When you approach land buying with a clear process, you give yourself a better chance of making a smart long-term decision. If you want guidance that pairs local market knowledge with practical insight into land, new construction, and high-consideration purchases, connect with Mel Bernstein - Grand Teton Team.
FAQs
What should I check first when buying land in Driggs?
- Start by confirming whether the parcel is inside Driggs city limits, in the Area of City Impact, or in unincorporated Teton County, because that determines which rules and approval process apply.
What zoning issues matter for Driggs land buyers?
- You should verify the parcel’s zoning district, average density, and any overlays that may affect building area, design, access, or environmental review.
What utility questions should I ask about a Driggs lot?
- Ask whether the property must connect to city water and sewer, whether a line extension may be needed, and whether septic or a private well will be required.
Can a mountain-view lot in Driggs still be hard to build on?

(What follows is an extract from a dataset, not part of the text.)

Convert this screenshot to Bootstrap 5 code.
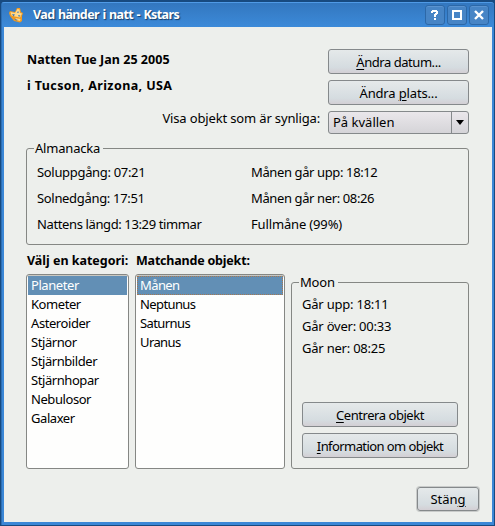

- Yes. Views do not guarantee an easy build, because overlays, easements, drainage, access, floodplain issues, and other site constraints can reduce usable building space.
Does design review affect custom home plans in Driggs?
- Yes. If the parcel is in the Design Review Overlay, additional standards and review steps apply, and outdoor lighting rules should be addressed early in the design process.
Why is builder input important before buying land in Driggs?
- A local builder or designer can help you estimate real site costs tied to grading, foundations, snow loads, frost depth, trenching, and permit requirements before you commit to the lot.